Mr. President
Read my lips, no sugar, please. So long as America has stood, her presidents have sat down with a cup of coffee every morning. Like how our British neighbors across the pond enjoy their cup of tea, it’s a simple gesture to show that even world leaders need to wake up in the morning.
Founder’s Coffee
George Washington, the first president of the United States, was someone you could call a coffee drinker. Okay, maybe that was an understatement. In one year, the founder imported over 200 pounds of coffee according to his ledgers. Even weeks before his death, he ordered 150 coffee beans from the Red Sea port of Mocha. George Washington had coffee both during the breakfast hours and the dinner hours. Other founders like John Adams renounced drinking tea for the sole reason that the British drank them lavishly and taxed the American colonies for them. The act of drinking tea was an act supporting the British whom they were fighting.
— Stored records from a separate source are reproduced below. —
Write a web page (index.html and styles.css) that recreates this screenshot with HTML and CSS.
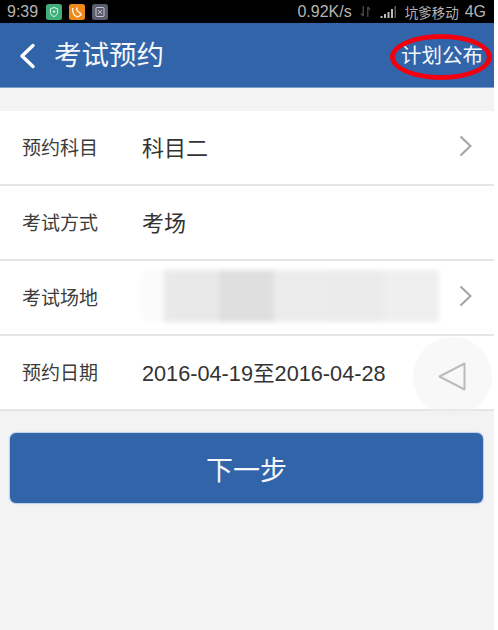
FILE: index.html
```html
<!DOCTYPE html>
<html lang="zh-CN">
<head>
<meta charset="utf-8">
<title>考试预约</title>
<link rel="stylesheet" href="styles.css">
</head>
<body>
<div class="screen">
  <div class="status">
    <div class="status-left">
      <span class="time">9:39</span>
      <svg class="app" viewBox="0 0 16 16"><rect width="16" height="16" rx="2.5" fill="#3fae78"/><path d="M8 3.5l3.6 1.3v3.4c0 2.2-1.6 3.6-3.6 4.3-2-.7-3.6-2.1-3.6-4.3V4.800z" fill="none" stroke="#e4f5ec" stroke-width="1"/><circle cx="8" cy="7.600" r="1.200" fill="#e4f5ec"/></svg>
      <svg class="app" viewBox="0 0 16 16"><rect width="16" height="16" rx="2.500" fill="#ee8a1c"/><path d="M3.500 4c0 4 .8 7.500 4 8.500 1.500.4 3-.2 3.500-1.500M8 3.500c-.6 2 0 3.500 1.500 4.300 1.500.8 3 2 2.500 4" fill="none" stroke="#fff3dd" stroke-width="1.400"/></svg>
      <svg class="app" viewBox="0 0 16 16"><rect width="16" height="16" rx="2.500" fill="#5a5d6e"/><rect x="4" y="3.500" width="8" height="9" rx="1" fill="none" stroke="#c9cad2" stroke-width="1"/><path d="M6 6l4 4M10 6l-4 4" stroke="#c9cad2" stroke-width=".9"/></svg>
    </div>
    <div class="status-right">
      <span>0.92K/s</span>
      <svg class="arrows" viewBox="0 0 12 14"><path d="M3.500 1v11M3.500 12L1 9M8.500 13V2M8.500 2L11 5" fill="none" stroke="#4f4f4f" stroke-width="1.400"/></svg>
      <svg class="signal" viewBox="0 0 16 12"><path d="M0 10h2v2H0zM3.500 8h2v4h-2zM7 6h2v6H7zM10.500 3h2v9h-2z" fill="#bdbdbd"/><path d="M14 0h1.500v12H14z" fill="#5a5a5a"/></svg>
      <span class="carrier">坑爹移动</span>
      <span>4G</span>
    </div>
  </div>
  <header class="bar">
    <div class="bar-left">
      <svg class="back" viewBox="0 0 18 26"><path d="M15 2.500L4 13l11 10.500" fill="none" stroke="#fff" stroke-width="3.400" stroke-linecap="round" stroke-linejoin="round"/></svg>
      <h1 class="title">考试预约</h1>
    </div>
    <span class="plan">计划公布</span>
    <span class="circled"></span>
  </header>
  <section class="list">
    <div class="row">
      <span class="label">预约科目</span>
      <span class="value">科目二</span>
      <svg class="chev" viewBox="0 0 13 22"><path d="M1.500 1.500l10 9.500-10 9.500" fill="none" stroke="#a6a6a6" stroke-width="2.200"/></svg>
    </div>
    <div class="row">
      <span class="label">考试方式</span>
      <span class="value">考场</span>
    </div>
    <div class="row">
      <span class="label">考试场地</span>
      <div class="mosaic">
        <i class="m m1"></i><i class="m m2"></i><i class="m m3"></i><i class="m m4"></i><i class="m m5"></i><i class="m m6"></i>
      </div>
      <svg class="chev" viewBox="0 0 13 22"><path d="M1.500 1.500l10 9.500-10 9.500" fill="none" stroke="#a6a6a6" stroke-width="2.200"/></svg>
    </div>
    <div class="row">
      <span class="label">预约日期</span>
      <span class="value date">2016-04-19至2016-04-28</span>
    </div>
  </section>
  <button class="next">下一步</button>
  <div class="float">
    <svg class="float-icon" viewBox="0 0 30 32"><path d="M27.500 2.500v26L2.500 15.500z" fill="none" stroke="#bcbcbc" stroke-width="2" stroke-linejoin="round"/></svg>
  </div>
</div>
</body>
</html>
```
FILE: styles.css
```css
* { box-sizing: border-box; }
html, body { margin: 0; padding: 0; background: #fff; }
body { font-family: "Liberation Sans", "Noto Sans CJK SC", sans-serif; }
.screen { position: relative; width: 494px; height: 630px; background: #f3f3f3; overflow: hidden; }

.status { height: 23px; background: #000; color: #b4b4b4; display: flex; align-items: center; justify-content: space-between; padding: 0 8px 0 7px; font-size: 16px; }
.status-left { display: flex; align-items: center; }
.time { font-size: 16px; margin-right: 8px; }
.app { width: 16px; height: 16px; margin-right: 7px; }
.status-right { display: flex; align-items: center; }
.arrows { width: 11px; height: 13px; margin-left: 8px; }
.signal { width: 17px; height: 12px; margin-left: 9px; }
.carrier { font-size: 13.500px; margin-left: 8px; margin-right: 6px; }

.bar { position: relative; height: 65px; background: #3164a8; border-bottom: 1px solid #7f9fca; display: flex; align-items: center; justify-content: space-between; padding: 2px 11px 0 18px; color: #f4f7fb; }
.bar-left { display: flex; align-items: center; }
.back { width: 18px; height: 26px; margin-right: 18px; }
.title { margin: 0; font-size: 27.500px; font-weight: 400; line-height: 1; }
.plan { font-size: 20.500px; line-height: 1; }
.circled { position: absolute; left: 390px; top: 11px; width: 102px; height: 46px; border: 5px solid #f20010; border-radius: 50%; }

.list { margin-top: 23px; background: #fff; }
.row { height: 75px; display: flex; align-items: center; padding: 0 22px 3px; border-bottom: 2px solid #e6e6e6; }
.label { width: 120px; flex: none; font-size: 19px; color: #3c3c3c; }
.value { font-size: 22px; color: #333; flex: 1; }
.date { font-size: 21.700px; }
.chev { width: 13px; height: 22px; margin-left: auto; margin-right: 0; }

.mosaic { display: flex; height: 52px; width: 300px; flex: none; margin-left: -3px; filter: blur(2.500px); }
.m { display: block; height: 100%; }
.m1 { width: 25px; background: #fbfbfb; border-radius: 14px 0 0 14px; }
.m2 { width: 55px; background: #e9e9e9; }
.m3 { width: 55px; background: #dfdfdf; }
.m4 { width: 55px; background: #ececec; }
.m5 { width: 55px; background: #ebebeb; }
.m6 { width: 55px; background: #efefef; }

.next { display: block; width: 473px; height: 70px; margin: 22px 0 0 10px; padding: 0; background: #3164a8; border: 0; border-radius: 6px; box-shadow: 0 0 1px 1px #b9d0e8; color: #f4f7fb; font: 400 27px "Liberation Sans", "Noto Sans CJK SC", sans-serif; }

.float { position: absolute; left: 413px; top: 337px; width: 79px; height: 79px; border-radius: 50%; background: rgba(238, 238, 238, .4); display: flex; align-items: center; justify-content: center; }
.float-icon { width: 30px; height: 32px; margin-right: 1px; }
```
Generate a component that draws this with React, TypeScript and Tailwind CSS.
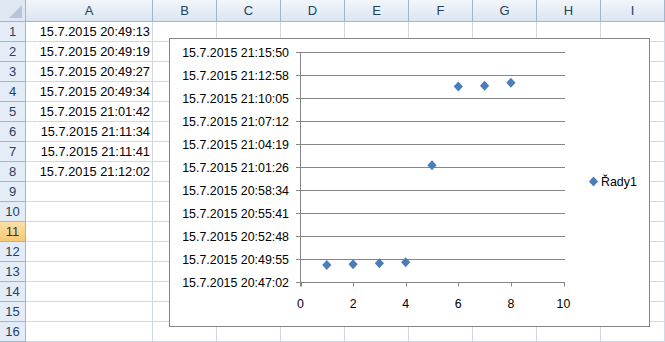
import React from "react";

const cols = ["A", "B", "C", "D", "E", "F", "G", "H", "I"];
const aValues = [
  "15.7.2015 20:49:13",
  "15.7.2015 20:49:19",
  "15.7.2015 20:49:27",
  "15.7.2015 20:49:34",
  "15.7.2015 21:01:42",
  "15.7.2015 21:11:34",
  "15.7.2015 21:11:41",
  "15.7.2015 21:12:02",
];
const yLabels = [
  "15.7.2015 21:15:50",
  "15.7.2015 21:12:58",
  "15.7.2015 21:10:05",
  "15.7.2015 21:07:12",
  "15.7.2015 21:04:19",
  "15.7.2015 21:01:26",
  "15.7.2015 20:58:34",
  "15.7.2015 20:55:41",
  "15.7.2015 20:52:48",
  "15.7.2015 20:49:55",
  "15.7.2015 20:47:02",
];
const secs = [131, 137, 145, 152, 880, 1472, 1479, 1500];

function Diamond({ cx, cy }: { cx: number; cy: number }) {
  return (
    <polygon
      points={`${cx},${cy - 5} ${cx + 4.6},${cy} ${cx},${cy + 5} ${cx - 4.6},${cy}`}
      fill="#4a7ebb"
    />
  );
}

function Chart() {
  const font = "'Liberation Sans', Arial, sans-serif";
  const x0 = 130.5;
  const unit = 26.3;
  const yBase = 243.5;
  const fs = 12.4;
  return (
    <div className="absolute left-[169px] top-[38px] w-[481px] h-[289px] border border-[#868686] bg-white">
      <svg width="479" height="287" className="block">
        {yLabels.map((_, i) => (
          <line key={"g" + i} x1={126} x2={395} y1={13.5 + 23 * i} y2={13.5 + 23 * i} stroke="#868686" strokeWidth={1} />
        ))}
        <line x1={x0} x2={x0} y1={13} y2={247.5} stroke="#868686" strokeWidth={1} />
        {[0, 2, 4, 6, 8, 10].map((v) => (
          <line key={"t" + v} x1={Math.round(x0 + unit * v) + 0.5} x2={Math.round(x0 + unit * v) + 0.5} y1={yBase} y2={yBase + 4} stroke="#868686" strokeWidth={1} />
        ))}
        {yLabels.map((l, i) => (
          <text key={"y" + i} x={119} y={13.5 + 23 * i} textAnchor="end" dominantBaseline="central" fontFamily={font} fontSize={fs} fill="#000">
            {l}
          </text>
        ))}
        {[0, 2, 4, 6, 8, 10].map((v) => (
          <text key={"x" + v} x={x0 + unit * v} y={265} textAnchor="middle" dominantBaseline="central" fontFamily={font} fontSize={fs} fill="#000">
            {v}
          </text>
        ))}
        {secs.map((s, i) => (
          <Diamond key={"p" + i} cx={x0 + unit * (i + 1)} cy={282 - (s / 1728) * 230 - 39 + 0.5} />
        ))}
        <Diamond cx={423.5} cy={142.5} />
        <text x={431} y={142.5} dominantBaseline="central" fontFamily={font} fontSize={fs} fill="#000">
          Řady1
        </text>
      </svg>
    </div>
  );
}

export default function App() {
  return (
    <div className="relative w-[665px] h-[342px] overflow-hidden bg-white font-['Liberation_Sans',Arial,sans-serif]">
      <div className="grid grid-cols-[26px_127px_repeat(7,64px)_64px] grid-rows-[22px_repeat(16,20px)]">
        <div className="relative border-r border-b border-[#9eb6ce] bg-[#dfe7f2]">
          <div className="absolute right-[3px] bottom-[3px] w-0 h-0 border-l-[13px] border-l-transparent border-b-[13px] border-b-[#b5c6db]" />
        </div>
        {cols.map((c) => (
          <div
            key={c}
            className="flex items-center justify-center border-r border-b border-[#9eb6ce] bg-gradient-to-b from-[#f2f6fb] to-[#dbe5f1] text-[13px] text-[#27415f]"
          >
            {c}
          </div>
        ))}
        {Array.from({ length: 16 }).map((_, r) => (
          <React.Fragment key={r}>
            <div
              className={
                r === 10
                  ? "flex items-center justify-center border-r border-b border-[#9eb6ce] bg-gradient-to-b from-[#fbe0a8] to-[#f6c874] text-[13px] text-[#3b3320]"
                  : "flex items-center justify-center border-r border-b border-[#9eb6ce] bg-[#e4ecf7] text-[13px] text-[#27415f]"
              }
            >
              {r + 1}
            </div>
            {cols.map((c) => (
              <div
                key={c}
                className="flex items-center justify-end pr-[2px] border-r border-b border-[#d0d7e5] text-[12.8px] text-black whitespace-nowrap"
              >
                {c === "A" && r < 8 ? aValues[r] : ""}
              </div>
            ))}
          </React.Fragment>
        ))}
      </div>
      <Chart />
    </div>
  );
}
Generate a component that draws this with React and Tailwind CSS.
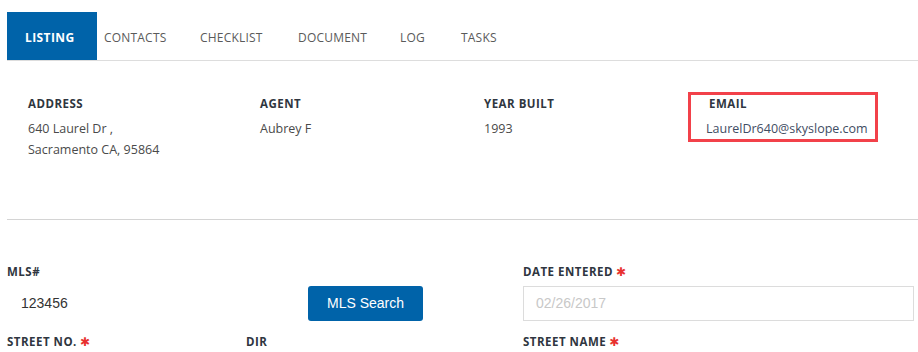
import React from "react";

const Star = () => (
  <span className="ml-[3px] text-[#e8312f] text-[12px] leading-none align-[0px]" style={{ fontFamily: '"DejaVu Sans", sans-serif' }}>✱</span>
);

const Label = ({ children, req }) => (
  <div className="text-[11.5px] leading-[15px] font-bold text-[#2f3640] tracking-[0.5px] whitespace-nowrap" style={{ fontFamily: '"Open Sans", sans-serif' }}>
    {children}
    {req && <Star />}
  </div>
);

export default function App() {
  const tabs = [
    { t: "CONTACTS", w: "w-[96px]" },
    { t: "CHECKLIST", w: "w-[98px]" },
    { t: "DOCUMENT", w: "w-[102px]" },
    { t: "LOG", w: "w-[61px]" },
    { t: "TASKS", w: "w-[80px]" },
  ];
  return (
    <div className="w-[918px] h-[352px] bg-white overflow-hidden" style={{ fontFamily: '"Open Sans", sans-serif' }}>
      {/* Tabs */}
      <div className="pt-[12px] pl-[7px]">
        <div className="flex h-[49px] border-b border-[#dddddd]">
          <div className="w-[90px] bg-[#0063a9] flex items-center pt-[3px] pl-[18px] text-white text-[12px] font-bold tracking-[0.4px]">
            LISTING
          </div>
          <div className="w-[7px]" />
          {tabs.map((x) => (
            <div key={x.t} className={`${x.w} flex items-center pt-[3px] text-[12px] text-[#5a5a5a] tracking-[0.2px]`}>
              {x.t}
            </div>
          ))}
        </div>
      </div>

      {/* Info */}
      <div className="pt-[35px] pl-[28px] grid grid-cols-[232px_224px_204px_190px] items-start">
        <div>
          <Label>ADDRESS</Label>
          <div className="mt-[7px] text-[12.5px] leading-[21px] text-[#4a4a4a]">
            <div>640 Laurel Dr ,</div>
            <div>Sacramento CA, 95864</div>
          </div>
        </div>
        <div>
          <Label>AGENT</Label>
          <div className="mt-[7px] text-[12.5px] leading-[21px] text-[#4a4a4a]">Aubrey F</div>
        </div>
        <div>
          <Label>YEAR BUILT</Label>
          <div className="mt-[7px] text-[12.5px] leading-[21px] text-[#4a4a4a]">1993</div>
        </div>
        <div className="-mt-[4px] h-[50px] border-[3px] border-[#f2414a] pl-[15px] pt-[1px]">
          <div className="pl-[3px]">
            <Label>EMAIL</Label>
          </div>
          <div className="mt-[7px] text-[12.5px] leading-[21px] text-[#3f4d63] whitespace-nowrap">LaurelDr640@skyslope.com</div>
        </div>
      </div>

      {/* Divider */}
      <div className="ml-[7px] mt-[59px] border-t border-[#d4d4d4]" />

      {/* Form */}
      <div className="pl-[7px] pt-[44px]">
        <div className="grid grid-cols-[516px_391px]">
          <div>
            <Label>MLS#</Label>
            <div className="mt-[7px] flex items-center h-[35px]">
              <div className="w-[301px] h-[35px] flex items-center pl-[14px] text-[14px] text-[#333]" style={{ fontFamily: '"Liberation Sans", Arial, sans-serif' }}>
                123456
              </div>
              <button className="w-[115px] h-[35px] bg-[#0063a9] rounded-[3px] text-white text-[14px]" style={{ fontFamily: '"Liberation Sans", Arial, sans-serif' }}>
                MLS Search
              </button>
            </div>
          </div>
          <div>
            <Label req>DATE ENTERED</Label>
            <div className="mt-[7px] h-[35px] border border-[#dcdcdc] flex items-center pl-[12px] text-[14px] text-[#c8c8c8]" style={{ fontFamily: '"Liberation Sans", Arial, sans-serif' }}>
              02/26/2017
            </div>
          </div>
        </div>
        <div className="mt-[13px] grid grid-cols-[239px_277px_1fr]">
          <Label req>STREET NO.</Label>
          <Label>DIR</Label>
          <Label req>STREET NAME</Label>
        </div>
      </div>
    </div>
  );
}
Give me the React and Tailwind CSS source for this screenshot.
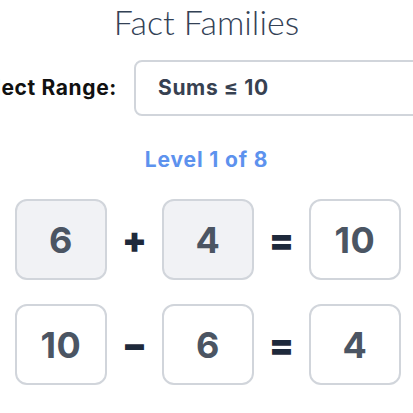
import React from 'react';

const bold = { fontFamily: 'Inter, "Noto Sans", sans-serif' };

// One number tile in an equation
const Tile = ({ value, shaded }) => (
  <div
    className={`flex-none w-[92px] h-[81px] rounded-xl border-2 border-[#d1d5db] flex items-center justify-center text-[36px] font-bold tracking-[0.02em] text-[#4b5563] ${
      shaded ? 'bg-[#f1f2f5]' : 'bg-white'
    }`}
  >
    {value}
  </div>
);

const Op = ({ sign }) => (
  <div className="flex-none w-[55px] flex items-center justify-center text-[36px] leading-none font-black text-[#1e293b]">
    {sign}
  </div>
);

const Equation = ({ a, op, b, c, shaded }) => (
  <div className="flex items-center justify-center">
    <Tile value={a} shaded={shaded} />
    <Op sign={op} />
    <Tile value={b} shaded={shaded} />
    <Op sign="=" />
    <Tile value={c} />
  </div>
);

export default function App() {
  return (
    <div className="w-full h-[413px] overflow-hidden bg-white flex flex-col items-center" style={bold}>
      {/* Title */}
      <h1
        className="pt-[2px] text-[34px] leading-[40px] font-light text-[#334155]"
        style={{ fontFamily: 'Lato, "Noto Sans", sans-serif' }}
      >
        Fact Families
      </h1>

      {/* Range picker */}
      <div className="mt-[18px] flex items-center justify-center gap-[17px] w-full">
        <label className="flex-none w-[150px] text-right whitespace-nowrap text-[21px] font-bold tracking-[0.03em] text-[#111111]">
          Select Range:
        </label>
        <div className="flex-none w-[312px] h-[56px] rounded-lg border-2 border-[#d1d5db] bg-white flex items-center pl-[22px] text-[21px] font-bold tracking-[0.03em] text-[#374151]">
          Sums ≤ 10
        </div>
      </div>

      {/* Level indicator */}
      <p className="mt-[30px] text-[21px] leading-[28px] font-bold tracking-[0.04em] text-[#5d92ee]">Level 1 of 8</p>

      {/* Equations */}
      <div className="mt-[25px] flex flex-col gap-[24px] pl-[3px]">
        <Equation a="6" op="+" b="4" c="10" shaded />
        <Equation a="10" op="−" b="6" c="4" />
      </div>
    </div>
  );
}
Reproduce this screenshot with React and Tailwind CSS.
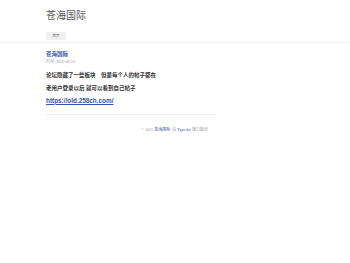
import React from "react";

export default function App() {
  const cjk = { fontFamily: '"Liberation Serif", "Noto Sans CJK SC", serif' };
  const sans = { fontFamily: '"Liberation Sans", "Noto Sans CJK SC", sans-serif' };

  return (
    <div className="min-h-screen w-full bg-white text-[#444]" style={cjk}>
      {/* Header */}
      <header className="border-b border-[#f2f2f2]">
        <div className="pl-[46px] pt-[11px]">
          <div className="text-[10px] leading-[10px] text-[#555]">苍海国际</div>
          <div className="mt-[11px] pb-[2px] flex">
            <span className="block w-[20px] h-[8px] bg-[#f0f0f0] text-[3.5px] leading-[8px] text-center text-[#555]">
              首页
            </span>
          </div>
        </div>
      </header>

      {/* Post */}
      <main className="pl-[46px] w-[216px]">
        <h2 className="mt-[8px] text-[5.5px] leading-[6px] font-bold text-[#3354aa]">苍海国际</h2>
        <div className="mt-[3px] text-[4px] leading-[4px] text-[#999]">时间: 2025-08-18</div>

        <h3 className="mt-[7.5px] text-[5.5px] leading-[6px] font-bold text-[#333] whitespace-pre">
          论坛隐藏了一些板块　但是每个人的帖子都在
        </h3>
        <h3 className="mt-[7px] text-[5.5px] leading-[6px] font-bold text-[#333]">
          老用户登录以后 就可以看到自己帖子
        </h3>
        <h2 className="mt-[6px] text-[6.4px] leading-[8px] font-bold" style={sans}>
          <a href="#" className="text-[#3354aa] underline">https://old.258ch.com/</a>
        </h2>

        <div className="mt-[9.5px] border-t border-[#eeeeee]" />
      </main>

      {/* Footer */}
      <footer className="mt-[12.5px] text-center text-[4px] leading-[4px] text-[#999]">
        © 2025 <a href="#" className="text-[#3354aa]">苍海国际</a>. 由 <a href="#" className="text-[#3354aa]">Typecho</a> 强力驱动.
      </footer>
    </div>
  );
}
Another founder, Thomas Jefferson even once said that coffee was his favorite drink in the civilized world.
President Teddy
Theodore Roosevelt was estimated to have drunk over a gallon of coffee a day. He was even quoted by Maxwell House coffee in their motto with the phrase, “good to the last drop”.
Coffee With the Kennedys
Some presidents even had political uses for drinking coffee. John F. Kennedy used coffee to gain support for his senatorial campaign. In his event called Coffee with the Kennedys. JFK used this platform to meet with supporters, improve his public image, and of course, share a cup of coffee with someone.